The residents of Palace Orchard Cooperative Housing Society in Undri area of Pune shell out ₹35- 40 lakh per year to buy water. Since 1996, this Society, housing about 1,200 residents (say, ₹1,000 per household per month, assuming four members), awaits adequate water supply from the Pune Municipal Corporation (PMC). The residents had declared that they would boycott the recent Lok Sabha elections whereupon politicians across party lines rushed to the Society, promising to resolve the water crisis immediately. The Society voted, elections got over, and the politicians vanished. Today, the residents continue to struggle for water and are dependent on water tankers.

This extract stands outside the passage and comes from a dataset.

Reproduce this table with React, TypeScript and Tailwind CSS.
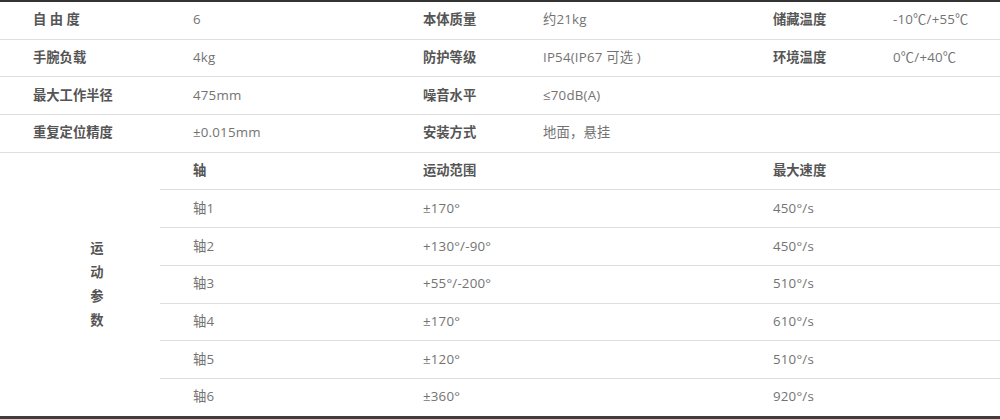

The city’s water supply is largely intermittent and unequal, with maximum of 20 hours of supply in Dhole Patil road area, minimum of 2 hours in Yerawada and hardly 20-30 minutes in fringe areas including Wadgaon Sheri and Kharadi. The civic body has not been able to streamline water supply and blames the city’s topography. As a result of the unequal water supply there is excessive ground water extraction from 399 dug wells and 4,820 bore wells in the city.

An estimated 5,000 water tankers ply the city daily. Dug wells and borewells are controlled by the tanker lobby that, not surprisingly, comprises politicos across party lines. Many corporators run the tanker business.

“We are already paying water tax to the civic body and we are also paying for water tankers. Paying water bills is becoming impossible,” says Bhavika Shroff, resident of Palace Orchard Society. “Besides, it’s not fit for drinking” she says. But this is not the only apartment complex that is paying a huge amount for water. Thousands of societies in the Pune municipal limits buy water as the civic body is not in a position to cater to their drinking water needs.

But buying water is not an option for about 14 lakh people living in Pune’s slums. They have to depend on the corporation’s water as they cannot afford tankers. In India, the number of people living in urban areas is expected to grow to around 800 million by 2050. The demands of a rapidly industrialising economy and urbanising society come at a time when the potential for augmenting supply is limited, water tables are falling and water quality issues have increasingly come to the fore.

Parched Marathwada

The wait for water is still worse in the parched region of Marathwada. In the scorching heat, dozens of women from Pachod village in Aurangabad district strain to catch every single drop of water dripping from a pipeline that carries water from the Jayakwadi dam to Jalna city. In a drought, this is the only source of water for the poor as they can’t afford to buy water from private tanker owners who charge ₹2,000 for 5,000 litres of water.

“You can’t drink this water,” says Rahul Pardhe, a youth from Sarangpur village in Aurangabad as he opens the cover of one of the plastic cans kept in the village square. The government tanker comes occasionally and releases water into plastic cans kept by the villagers. The water is muddy and salty, not drunk even by cattle, say villagers. To get clean water they will have to buy water from private water tanker owners.

In Aurangabad city, private water tankers with carrying capacity of 2,000 litres cost ₹500-700. In rural areas, a water tanker with carrying capacity of 5,000 litres costs ₹2,000. The charge for tankers multiplies in remote villages. Water tanker owners rule the roost in the parched Marathwada region. Almost all private tanker owners are connected with political parties. Interestingly, the government has allocated the work of free water supply to contractors affiliated with politicians.